Portrait

Jean-François Chazerans. Le droit à la philo

Un débat «Charlie» dans sa classe a valu une suspension à ce professeur rebelle. Il passe en conseil de discipline ce vendredi.
par Kim Hullot-Guiot
publié le 12 mars 2015 à 17h06

Dieu joue-t-il aux dés ? Le débat, mi-provoc mi-facétieux, fut l'un des premiers que Jean-François Chazerans a organisé au café-philo de Poitiers. Des années plus tard, la question lui reviendrait presque en pleine tronche, si ce prof de philosophie et militant du droit au logement (DAL) n'était athée. En janvier, à la suite des attentats, un peu n'importe qui s'est retrouvé accusé d'apologie du terrorisme. Drôle d'ambiance. Jean-François Chazerans était de ceux-là.

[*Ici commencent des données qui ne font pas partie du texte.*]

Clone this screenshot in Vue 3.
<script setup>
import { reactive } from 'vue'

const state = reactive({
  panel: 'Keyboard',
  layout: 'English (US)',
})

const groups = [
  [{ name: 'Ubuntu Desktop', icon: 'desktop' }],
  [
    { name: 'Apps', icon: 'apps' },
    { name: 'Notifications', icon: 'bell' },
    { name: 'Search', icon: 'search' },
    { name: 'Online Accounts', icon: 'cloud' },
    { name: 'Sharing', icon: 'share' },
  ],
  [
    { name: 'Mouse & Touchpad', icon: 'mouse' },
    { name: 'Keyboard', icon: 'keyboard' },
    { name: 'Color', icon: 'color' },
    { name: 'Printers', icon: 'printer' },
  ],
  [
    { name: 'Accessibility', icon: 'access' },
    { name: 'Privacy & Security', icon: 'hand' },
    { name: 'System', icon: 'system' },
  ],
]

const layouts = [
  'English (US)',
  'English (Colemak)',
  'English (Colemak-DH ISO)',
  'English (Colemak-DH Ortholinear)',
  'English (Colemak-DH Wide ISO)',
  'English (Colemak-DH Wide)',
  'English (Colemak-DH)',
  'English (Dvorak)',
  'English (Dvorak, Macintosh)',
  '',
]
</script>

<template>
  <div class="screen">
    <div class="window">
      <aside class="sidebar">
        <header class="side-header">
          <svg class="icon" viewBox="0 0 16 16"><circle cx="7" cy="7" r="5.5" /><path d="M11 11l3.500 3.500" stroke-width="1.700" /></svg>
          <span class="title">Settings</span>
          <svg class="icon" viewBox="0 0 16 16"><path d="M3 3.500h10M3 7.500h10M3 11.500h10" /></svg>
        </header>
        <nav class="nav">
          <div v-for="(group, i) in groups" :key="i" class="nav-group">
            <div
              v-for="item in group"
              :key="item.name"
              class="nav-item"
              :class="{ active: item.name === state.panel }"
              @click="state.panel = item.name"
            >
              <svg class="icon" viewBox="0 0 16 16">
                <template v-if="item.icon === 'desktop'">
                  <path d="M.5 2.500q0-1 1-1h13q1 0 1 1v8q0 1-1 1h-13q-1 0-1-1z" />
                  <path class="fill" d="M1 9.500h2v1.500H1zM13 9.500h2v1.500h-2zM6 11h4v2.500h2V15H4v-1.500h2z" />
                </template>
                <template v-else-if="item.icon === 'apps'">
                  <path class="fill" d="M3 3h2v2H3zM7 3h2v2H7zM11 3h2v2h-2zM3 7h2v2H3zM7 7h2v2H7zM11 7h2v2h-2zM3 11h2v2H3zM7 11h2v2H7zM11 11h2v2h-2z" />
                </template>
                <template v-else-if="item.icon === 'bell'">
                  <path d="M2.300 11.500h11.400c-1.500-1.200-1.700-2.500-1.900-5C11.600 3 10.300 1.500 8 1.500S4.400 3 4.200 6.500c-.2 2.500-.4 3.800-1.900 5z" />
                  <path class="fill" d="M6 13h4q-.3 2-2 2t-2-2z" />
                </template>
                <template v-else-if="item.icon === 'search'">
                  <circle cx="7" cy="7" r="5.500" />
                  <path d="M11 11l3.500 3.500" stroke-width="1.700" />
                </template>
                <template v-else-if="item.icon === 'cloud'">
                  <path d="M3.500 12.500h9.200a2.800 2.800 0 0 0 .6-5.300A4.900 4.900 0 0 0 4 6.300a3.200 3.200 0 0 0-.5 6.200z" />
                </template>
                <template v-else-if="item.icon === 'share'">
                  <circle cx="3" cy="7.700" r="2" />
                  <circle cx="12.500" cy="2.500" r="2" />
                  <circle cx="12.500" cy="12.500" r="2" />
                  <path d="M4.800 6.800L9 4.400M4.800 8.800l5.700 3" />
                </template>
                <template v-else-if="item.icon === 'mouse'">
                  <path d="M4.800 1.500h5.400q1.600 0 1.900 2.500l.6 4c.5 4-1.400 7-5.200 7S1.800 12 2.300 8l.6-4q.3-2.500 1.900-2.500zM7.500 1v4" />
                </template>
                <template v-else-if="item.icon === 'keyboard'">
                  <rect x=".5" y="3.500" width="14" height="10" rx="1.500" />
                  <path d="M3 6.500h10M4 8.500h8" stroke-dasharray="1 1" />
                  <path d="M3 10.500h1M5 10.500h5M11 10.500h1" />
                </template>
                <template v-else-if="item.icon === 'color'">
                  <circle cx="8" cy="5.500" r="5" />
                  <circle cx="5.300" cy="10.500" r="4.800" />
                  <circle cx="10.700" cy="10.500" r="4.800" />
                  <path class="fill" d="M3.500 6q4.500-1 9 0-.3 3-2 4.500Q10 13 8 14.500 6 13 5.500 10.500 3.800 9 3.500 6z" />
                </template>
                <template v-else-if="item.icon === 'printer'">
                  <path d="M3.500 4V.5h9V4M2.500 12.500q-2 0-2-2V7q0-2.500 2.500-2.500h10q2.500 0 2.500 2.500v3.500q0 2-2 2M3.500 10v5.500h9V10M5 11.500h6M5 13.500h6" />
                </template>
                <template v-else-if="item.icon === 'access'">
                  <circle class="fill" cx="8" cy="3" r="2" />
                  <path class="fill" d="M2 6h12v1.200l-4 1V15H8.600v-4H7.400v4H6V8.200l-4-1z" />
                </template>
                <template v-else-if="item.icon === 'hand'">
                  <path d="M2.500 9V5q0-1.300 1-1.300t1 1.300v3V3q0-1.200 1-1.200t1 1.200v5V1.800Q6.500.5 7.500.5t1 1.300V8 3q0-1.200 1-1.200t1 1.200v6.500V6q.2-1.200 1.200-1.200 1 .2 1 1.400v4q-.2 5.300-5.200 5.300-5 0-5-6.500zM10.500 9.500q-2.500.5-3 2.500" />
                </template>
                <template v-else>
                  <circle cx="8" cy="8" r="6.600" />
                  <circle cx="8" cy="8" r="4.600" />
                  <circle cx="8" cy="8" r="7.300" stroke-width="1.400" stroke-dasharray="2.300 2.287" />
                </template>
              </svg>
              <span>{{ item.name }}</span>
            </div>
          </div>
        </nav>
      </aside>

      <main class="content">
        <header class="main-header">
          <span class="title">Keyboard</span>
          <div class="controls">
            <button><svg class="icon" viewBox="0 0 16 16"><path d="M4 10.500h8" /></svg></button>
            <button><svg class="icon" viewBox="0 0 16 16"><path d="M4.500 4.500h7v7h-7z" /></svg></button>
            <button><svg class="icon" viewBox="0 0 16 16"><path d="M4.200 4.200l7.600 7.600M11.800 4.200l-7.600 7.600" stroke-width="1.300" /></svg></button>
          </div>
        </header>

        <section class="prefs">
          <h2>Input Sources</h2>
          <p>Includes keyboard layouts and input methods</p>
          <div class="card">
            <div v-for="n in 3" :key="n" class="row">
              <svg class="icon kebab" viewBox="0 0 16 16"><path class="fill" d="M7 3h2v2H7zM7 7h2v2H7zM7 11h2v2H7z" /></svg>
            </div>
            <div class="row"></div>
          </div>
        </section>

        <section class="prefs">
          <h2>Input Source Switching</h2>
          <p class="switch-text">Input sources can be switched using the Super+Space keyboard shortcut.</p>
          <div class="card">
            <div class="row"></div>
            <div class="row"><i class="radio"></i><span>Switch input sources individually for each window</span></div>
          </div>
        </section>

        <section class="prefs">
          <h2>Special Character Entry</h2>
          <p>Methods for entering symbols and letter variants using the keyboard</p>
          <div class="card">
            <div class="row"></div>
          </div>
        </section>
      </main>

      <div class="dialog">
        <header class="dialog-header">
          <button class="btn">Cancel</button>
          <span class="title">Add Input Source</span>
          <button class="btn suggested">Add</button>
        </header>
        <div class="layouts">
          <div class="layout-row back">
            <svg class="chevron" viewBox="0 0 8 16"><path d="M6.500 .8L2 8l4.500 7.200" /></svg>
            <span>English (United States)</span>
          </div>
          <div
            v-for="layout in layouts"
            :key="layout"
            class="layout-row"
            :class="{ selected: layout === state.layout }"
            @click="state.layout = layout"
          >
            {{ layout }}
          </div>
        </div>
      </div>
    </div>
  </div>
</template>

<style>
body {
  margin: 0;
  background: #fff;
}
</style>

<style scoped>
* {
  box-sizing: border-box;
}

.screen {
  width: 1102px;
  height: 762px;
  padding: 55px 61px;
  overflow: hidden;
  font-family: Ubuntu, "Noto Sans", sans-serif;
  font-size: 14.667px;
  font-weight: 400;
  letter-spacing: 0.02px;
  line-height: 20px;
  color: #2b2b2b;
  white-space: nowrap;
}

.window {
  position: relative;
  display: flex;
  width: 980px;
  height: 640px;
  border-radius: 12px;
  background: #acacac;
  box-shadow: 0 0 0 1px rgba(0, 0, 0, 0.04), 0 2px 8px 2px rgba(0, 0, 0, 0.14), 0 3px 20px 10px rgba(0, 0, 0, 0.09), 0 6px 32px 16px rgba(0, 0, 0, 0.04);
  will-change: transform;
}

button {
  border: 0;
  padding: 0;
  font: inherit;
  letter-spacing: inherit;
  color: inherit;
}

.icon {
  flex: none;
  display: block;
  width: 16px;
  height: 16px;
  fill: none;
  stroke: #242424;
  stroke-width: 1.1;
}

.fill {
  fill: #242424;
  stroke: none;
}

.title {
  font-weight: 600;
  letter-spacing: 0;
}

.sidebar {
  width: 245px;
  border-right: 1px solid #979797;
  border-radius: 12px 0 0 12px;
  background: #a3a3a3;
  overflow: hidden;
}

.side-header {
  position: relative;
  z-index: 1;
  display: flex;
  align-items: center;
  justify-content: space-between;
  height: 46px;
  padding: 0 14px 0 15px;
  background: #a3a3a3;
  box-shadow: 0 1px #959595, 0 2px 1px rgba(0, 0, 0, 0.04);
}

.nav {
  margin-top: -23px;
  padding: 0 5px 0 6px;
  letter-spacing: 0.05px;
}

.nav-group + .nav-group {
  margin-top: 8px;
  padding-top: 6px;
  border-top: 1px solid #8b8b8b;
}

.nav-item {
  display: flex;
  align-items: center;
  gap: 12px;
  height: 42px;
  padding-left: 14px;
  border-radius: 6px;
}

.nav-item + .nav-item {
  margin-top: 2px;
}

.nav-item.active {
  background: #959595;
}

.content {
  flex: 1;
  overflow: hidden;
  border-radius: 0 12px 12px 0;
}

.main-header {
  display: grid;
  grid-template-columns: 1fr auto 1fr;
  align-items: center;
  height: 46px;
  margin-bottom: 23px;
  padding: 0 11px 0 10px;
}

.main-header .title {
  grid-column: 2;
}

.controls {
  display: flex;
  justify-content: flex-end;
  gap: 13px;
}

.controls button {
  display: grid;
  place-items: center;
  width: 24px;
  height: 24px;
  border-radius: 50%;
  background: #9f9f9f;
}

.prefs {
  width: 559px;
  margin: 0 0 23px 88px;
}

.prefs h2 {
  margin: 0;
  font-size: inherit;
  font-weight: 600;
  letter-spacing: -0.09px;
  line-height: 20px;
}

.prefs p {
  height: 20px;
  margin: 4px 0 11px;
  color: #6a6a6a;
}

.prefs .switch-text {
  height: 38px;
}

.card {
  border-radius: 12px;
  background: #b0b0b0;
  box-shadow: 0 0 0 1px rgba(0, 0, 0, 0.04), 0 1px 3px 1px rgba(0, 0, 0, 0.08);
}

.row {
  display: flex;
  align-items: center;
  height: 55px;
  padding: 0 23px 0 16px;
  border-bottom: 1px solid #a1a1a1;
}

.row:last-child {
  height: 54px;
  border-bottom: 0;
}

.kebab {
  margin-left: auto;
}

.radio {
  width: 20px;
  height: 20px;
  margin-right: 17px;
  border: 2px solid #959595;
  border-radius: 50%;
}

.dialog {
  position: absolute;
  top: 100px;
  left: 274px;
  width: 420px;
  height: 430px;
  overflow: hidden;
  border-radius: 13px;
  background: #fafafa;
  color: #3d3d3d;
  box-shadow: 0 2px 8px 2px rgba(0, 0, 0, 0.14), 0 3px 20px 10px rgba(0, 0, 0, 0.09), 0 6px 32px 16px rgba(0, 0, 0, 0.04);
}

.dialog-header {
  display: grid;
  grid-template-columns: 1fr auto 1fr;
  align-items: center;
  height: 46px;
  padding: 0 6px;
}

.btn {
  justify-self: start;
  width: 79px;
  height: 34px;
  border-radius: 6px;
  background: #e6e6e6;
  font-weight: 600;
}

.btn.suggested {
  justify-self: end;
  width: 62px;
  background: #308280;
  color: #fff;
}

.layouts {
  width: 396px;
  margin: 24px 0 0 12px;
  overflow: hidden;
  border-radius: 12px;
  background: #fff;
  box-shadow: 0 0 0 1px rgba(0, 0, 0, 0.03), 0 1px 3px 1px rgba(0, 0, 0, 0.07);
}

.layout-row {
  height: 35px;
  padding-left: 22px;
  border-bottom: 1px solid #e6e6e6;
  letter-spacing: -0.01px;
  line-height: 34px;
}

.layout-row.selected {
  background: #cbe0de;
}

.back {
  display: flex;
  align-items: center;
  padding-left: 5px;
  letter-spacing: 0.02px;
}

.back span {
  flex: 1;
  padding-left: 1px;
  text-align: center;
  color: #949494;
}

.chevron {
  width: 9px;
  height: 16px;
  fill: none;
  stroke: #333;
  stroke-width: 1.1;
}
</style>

Après un débat dans sa classe de terminale sur les événements, des parents se sont plaints au rectorat, qui l'a suspendu «à titre conservatoire». Pendant un mois, il n'a pas su ce qu'on lui reprochait exactement, ni qui, avant de pouvoir consulter son dossier académique. «Ces crapules de Charlie Hebdo ont eu ce qu'elles méritaient» : voilà la phrase qu'on l'accuse d'avoir prononcée. Il est complètement sonné. Jamais il n'a pu dire ça, assure-t-il, le ton ému. La discussion a été organisée «à la demande des élèves», et lui n'a fait que parler des causes du terrorisme. Qu'essayer de mettre les événements en perspective. «Je n'aime pas ce qu'est devenu Charlie à partir du moment où Val a viré Siné. Ils ont été partie prenante de la montée de la haine en France, mais les attentats m'ont horrifié», raconte-t-il. D'ailleurs, l'enquête judiciaire qui le visait a très vite avorté - après «huit heures de garde à vue dont cinq d'interrogatoire» quand même. Mais le conseil de discipline a été maintenu pour ce 13 mars (ni le lycée ni le rectorat n'ont souhaité s'exprimer).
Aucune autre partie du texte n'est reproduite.